Instructions to follow:
All the data below goes into the copy word for word, but the pictures don't.

START

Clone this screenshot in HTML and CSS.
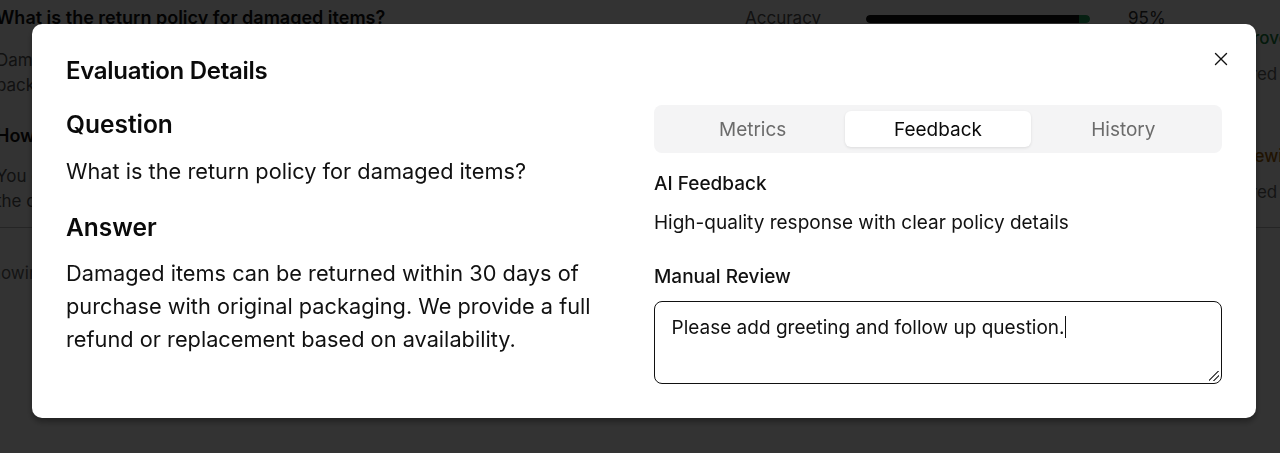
FILE: index.html
```html
<!DOCTYPE html>
<html>
<head>
<meta charset="utf-8">
<link rel="stylesheet" href="styles.css">
</head>
<body>
<div class="page">
  <div class="row">
    <div class="cell-main">
      <div class="q">What is the return policy for damaged items?</div>
      <div class="a first">Damaged items can be returned within 30 days of purchase with original</div>
      <div class="a">packaging. We provide a full refund or replacement.</div>
    </div>
    <div class="cell-metric">
      <span class="m-label">Accuracy</span>
      <span class="bar"><span class="bar-fill" style="width:100%"></span></span>
      <span class="m-val">95%</span>
    </div>
    <div class="cell-status">
      <div class="st green">Approved</div>
      <div class="st-sub">Scored</div>
    </div>
  </div>
  <div class="row row2">
    <div class="cell-main">
      <div class="q">How do I track my order status?</div>
      <div class="a first">You can track your order using the tracking link in</div>
      <div class="a">the confirmation email.</div>
    </div>
    <div class="cell-metric"></div>
    <div class="cell-status">
      <div class="st amber">Reviewing</div>
      <div class="st-sub">Scored</div>
    </div>
  </div>
  <div class="row3">Showing 2 of 2 results</div>
</div>

<div class="overlay">
  <div class="modal">
    <div class="modal-head">
      <h2 class="modal-title">Evaluation Details</h2>
      <button class="close" aria-label="Close">
        <svg width="14" height="14" viewBox="0 0 14 14"><path d="M1.5 1.5 L12.5 12.5 M12.5 1.5 L1.5 12.5" stroke="#111" stroke-width="1.4" stroke-linecap="round"/></svg>
      </button>
    </div>
    <div class="modal-body">
      <div class="col-left">
        <h3 class="sec-title">Question</h3>
        <p class="sec-text">What is the return policy for damaged items?</p>
        <h3 class="sec-title answer-title">Answer</h3>
        <p class="sec-text answer-text">Damaged items can be returned within 30 days of purchase with original packaging. We provide a full refund or replacement based on availability.</p>
      </div>
      <div class="col-right">
        <div class="tabs">
          <div class="tab">Metrics</div>
          <div class="tab active">Feedback</div>
          <div class="tab">History</div>
        </div>
        <div class="fb-label">AI Feedback</div>
        <div class="fb-text">High-quality response with clear policy details</div>
        <div class="fb-label mr-label">Manual Review</div>
        <div class="textarea">Please add greeting and follow up question.<span class="caret"></span><span class="grip"></span></div>
      </div>
    </div>
  </div>
</div>
</body>
</html>
```

FILE: styles.css
```css
* { box-sizing: border-box; }
html, body { margin: 0; padding: 0; }
body {
  width: 1280px;
  height: 453px;
  overflow: hidden;
  background: #ffffff;
  font-family: Inter, "Noto Sans", sans-serif;
  color: #111;
}

/* background page */
.page {
  padding: 6px 0 0 0;
  margin-left: -4px;
  white-space: nowrap;
}
.row {
  display: flex;
  height: 118px;
}
.row > div { flex-shrink: 0; }
.row2 {
  height: 104px;
  border-bottom: 1px solid #bbb;
}
.cell-main { width: 749px; }
.q { font-size: 18px; font-weight: 600; line-height: 24px; }
.a { font-size: 17px; color: #555; line-height: 25px; }
.a.first { margin-top: 18px; }
.row2 .a.first { margin-top: 16px; }
.cell-metric {
  width: 475px;
  display: flex;
  align-items: flex-start;
  font-size: 17px;
  color: #555;
}
.m-label { width: 121px; line-height: 24px; }
.bar {
  margin-top: 9px;
  width: 224px;
  height: 8px;
  border-radius: 4px;
  background: #e5e5e5;
  overflow: hidden;
  display: block;
}
.bar-fill { display: block; height: 100%; background: linear-gradient(90deg, #111 95%, #22a05a 95%); border-radius: 4px; }
.m-val { margin-left: 38px; line-height: 24px; color: #333; }
.cell-status { padding-top: 20px; font-size: 17px; }
.st { line-height: 24px; font-weight: 500; }
.green { color: #15803d; }
.amber { color: #a16207; }
.st-sub { margin-top: 12px; color: #666; line-height: 24px; }
.row3 { padding-top: 35px; font-size: 17px; color: #666; margin-left: -16px; }

/* overlay & modal */
.overlay {
  position: fixed;
  inset: 0;
  background: rgba(0, 0, 0, 0.8);
  padding: 24px 24px 0 32px;
}
.modal {
  width: 1224px;
  height: 394px;
  background: #fff;
  border-radius: 10px;
  box-shadow: 0 4px 6px rgba(0,0,0,0.35);
  padding: 32px 34px 32px 34px;
  display: flex;
  flex-direction: column;
}
.modal-head {
  display: flex;
  justify-content: space-between;
  align-items: flex-start;
  height: 36px;
}
.modal-title {
  margin: 0;
  font-size: 24px;
  font-weight: 600;
  line-height: 30px;
  letter-spacing: -0.3px;
  color: #0a0a0a;
}
.close {
  border: 0;
  background: none;
  padding: 0;
  margin: -4px -6px 0 0;
  width: 14px;
  height: 14px;
  display: flex;
  cursor: pointer;
}
.modal-body {
  display: grid;
  grid-template-columns: 568px 568px;
  column-gap: 20px;
  margin-top: 13px;
}
.sec-title {
  margin: 0;
  font-size: 24.5px;
  font-weight: 600;
  line-height: 38px;
  color: #0a0a0a;
}
.sec-text {
  margin: 12px 0 0 0;
  font-size: 21.75px;
  line-height: 33px;
  color: #111;
}
.answer-title { margin-top: 20px; }
.answer-text { margin-top: 11px; }

.tabs {
  height: 48px;
  background: #f4f4f5;
  border-radius: 8px;
  padding: 6px;
  display: grid;
  grid-template-columns: 1fr 1fr 1fr;
}
.tab {
  display: flex;
  align-items: center;
  justify-content: center;
  font-size: 19px;
  color: #6b6b6b;
  border-radius: 6px;
}
.tab.active {
  background: #fff;
  color: #0a0a0a;
  box-shadow: 0 1px 3px rgba(0,0,0,0.1);
}
.fb-label {
  margin-top: 19px;
  font-size: 19px;
  font-weight: 500;
  line-height: 24px;
  color: #111;
}
.fb-text {
  margin-top: 15px;
  font-size: 19px;
  line-height: 24px;
  color: #111;
}
.mr-label { margin-top: 30px; }
.textarea {
  position: relative;
  margin-top: 12px;
  height: 83px;
  border: 1.5px solid #111;
  border-radius: 8px;
  padding: 13px 16.5px;
  font-size: 19px;
  line-height: 26px;
  color: #111;
}
.caret {
  display: inline-block;
  width: 1px;
  height: 22px;
  background: #111;
  vertical-align: -4px;
}
.grip {
  position: absolute;
  right: 2px;
  bottom: 2px;
  width: 10px;
  height: 10px;
  background: linear-gradient(135deg, transparent 45%, #555 45%, #555 52%, transparent 52%, transparent 70%, #555 70%, #555 77%, transparent 77%);
}
```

END

Problem solution:
Clone this screenshot in HTML and CSS.
FILE: index.html
```html
<!DOCTYPE html>
<html>
<head>
<meta charset="utf-8">
<link rel="stylesheet" href="styles.css">
</head>
<body>
<div class="page">
  <div class="row">
    <div class="cell-main">
      <div class="q">What is the return policy for damaged items?</div>
      <div class="a first">Damaged items can be returned within 30 days of purchase with original</div>
      <div class="a">packaging. We provide a full refund or replacement.</div>
    </div>
    <div class="cell-metric">
      <span class="m-label">Accuracy</span>
      <span class="bar"><span class="bar-fill" style="width:100%"></span></span>
      <span class="m-val">95%</span>
    </div>
    <div class="cell-status">
      <div class="st green">Approved</div>
      <div class="st-sub">Scored</div>
    </div>
  </div>
  <div class="row row2">
    <div class="cell-main">
      <div class="q">How do I track my order status?</div>
      <div class="a first">You can track your order using the tracking link in</div>
      <div class="a">the confirmation email.</div>
    </div>
    <div class="cell-metric"></div>
    <div class="cell-status">
      <div class="st amber">Reviewing</div>
      <div class="st-sub">Scored</div>
    </div>
  </div>
  <div class="row3">Showing 2 of 2 results</div>
</div>

<div class="overlay">
  <div class="modal">
    <div class="modal-head">
      <h2 class="modal-title">Evaluation Details</h2>
      <button class="close" aria-label="Close">
        <svg width="14" height="14" viewBox="0 0 14 14"><path d="M1.5 1.5 L12.5 12.5 M12.5 1.5 L1.5 12.5" stroke="#111" stroke-width="1.4" stroke-linecap="round"/></svg>
      </button>
    </div>
    <div class="modal-body">
      <div class="col-left">
        <h3 class="sec-title">Question</h3>
        <p class="sec-text">What is the return policy for damaged items?</p>
        <h3 class="sec-title answer-title">Answer</h3>
        <p class="sec-text answer-text">Damaged items can be returned within 30 days of purchase with original packaging. We provide a full refund or replacement based on availability.</p>
      </div>
      <div class="col-right">
        <div class="tabs">
          <div class="tab">Metrics</div>
          <div class="tab active">Feedback</div>
          <div class="tab">History</div>
        </div>
        <div class="fb-label">AI Feedback</div>
        <div class="fb-text">High-quality response with clear policy details</div>
        <div class="fb-label mr-label">Manual Review</div>
        <div class="textarea">Please add greeting and follow up question.<span class="caret"></span><span class="grip"></span></div>
      </div>
    </div>
  </div>
</div>
</body>
</html>
```

FILE: styles.css
```css
* { box-sizing: border-box; }
html, body { margin: 0; padding: 0; }
body {
  width: 1280px;
  height: 453px;
  overflow: hidden;
  background: #ffffff;
  font-family: Inter, "Noto Sans", sans-serif;
  color: #111;
}

/* background page */
.page {
  padding: 6px 0 0 0;
  margin-left: -4px;
  white-space: nowrap;
}
.row {
  display: flex;
  height: 118px;
}
.row > div { flex-shrink: 0; }
.row2 {
  height: 104px;
  border-bottom: 1px solid #bbb;
}
.cell-main { width: 749px; }
.q { font-size: 18px; font-weight: 600; line-height: 24px; }
.a { font-size: 17px; color: #555; line-height: 25px; }
.a.first { margin-top: 18px; }
.row2 .a.first { margin-top: 16px; }
.cell-metric {
  width: 475px;
  display: flex;
  align-items: flex-start;
  font-size: 17px;
  color: #555;
}
.m-label { width: 121px; line-height: 24px; }
.bar {
  margin-top: 9px;
  width: 224px;
  height: 8px;
  border-radius: 4px;
  background: #e5e5e5;
  overflow: hidden;
  display: block;
}
.bar-fill { display: block; height: 100%; background: linear-gradient(90deg, #111 95%, #22a05a 95%); border-radius: 4px; }
.m-val { margin-left: 38px; line-height: 24px; color: #333; }
.cell-status { padding-top: 20px; font-size: 17px; }
.st { line-height: 24px; font-weight: 500; }
.green { color: #15803d; }
.amber { color: #a16207; }
.st-sub { margin-top: 12px; color: #666; line-height: 24px; }
.row3 { padding-top: 35px; font-size: 17px; color: #666; margin-left: -16px; }

/* overlay & modal */
.overlay {
  position: fixed;
  inset: 0;
  background: rgba(0, 0, 0, 0.8);
  padding: 24px 24px 0 32px;
}
.modal {
  width: 1224px;
  height: 394px;
  background: #fff;
  border-radius: 10px;
  box-shadow: 0 4px 6px rgba(0,0,0,0.35);
  padding: 32px 34px 32px 34px;
  display: flex;
  flex-direction: column;
}
.modal-head {
  display: flex;
  justify-content: space-between;
  align-items: flex-start;
  height: 36px;
}
.modal-title {
  margin: 0;
  font-size: 24px;
  font-weight: 600;
  line-height: 30px;
  letter-spacing: -0.3px;
  color: #0a0a0a;
}
.close {
  border: 0;
  background: none;
  padding: 0;
  margin: -4px -6px 0 0;
  width: 14px;
  height: 14px;
  display: flex;
  cursor: pointer;
}
.modal-body {
  display: grid;
  grid-template-columns: 568px 568px;
  column-gap: 20px;
  margin-top: 13px;
}
.sec-title {
  margin: 0;
  font-size: 24.5px;
  font-weight: 600;
  line-height: 38px;
  color: #0a0a0a;
}
.sec-text {
  margin: 12px 0 0 0;
  font-size: 21.75px;
  line-height: 33px;
  color: #111;
}
.answer-title { margin-top: 20px; }
.answer-text { margin-top: 11px; }

.tabs {
  height: 48px;
  background: #f4f4f5;
  border-radius: 8px;
  padding: 6px;
  display: grid;
  grid-template-columns: 1fr 1fr 1fr;
}
.tab {
  display: flex;
  align-items: center;
  justify-content: center;
  font-size: 19px;
  color: #6b6b6b;
  border-radius: 6px;
}
.tab.active {
  background: #fff;
  color: #0a0a0a;
  box-shadow: 0 1px 3px rgba(0,0,0,0.1);
}
.fb-label {
  margin-top: 19px;
  font-size: 19px;
  font-weight: 500;
  line-height: 24px;
  color: #111;
}
.fb-text {
  margin-top: 15px;
  font-size: 19px;
  line-height: 24px;
  color: #111;
}
.mr-label { margin-top: 30px; }
.textarea {
  position: relative;
  margin-top: 12px;
  height: 83px;
  border: 1.5px solid #111;
  border-radius: 8px;
  padding: 13px 16.5px;
  font-size: 19px;
  line-height: 26px;
  color: #111;
}
.caret {
  display: inline-block;
  width: 1px;
  height: 22px;
  background: #111;
  vertical-align: -4px;
}
.grip {
  position: absolute;
  right: 2px;
  bottom: 2px;
  width: 10px;
  height: 10px;
  background: linear-gradient(135deg, transparent 45%, #555 45%, #555 52%, transparent 52%, transparent 70%, #555 70%, #555 77%, transparent 77%);
}
```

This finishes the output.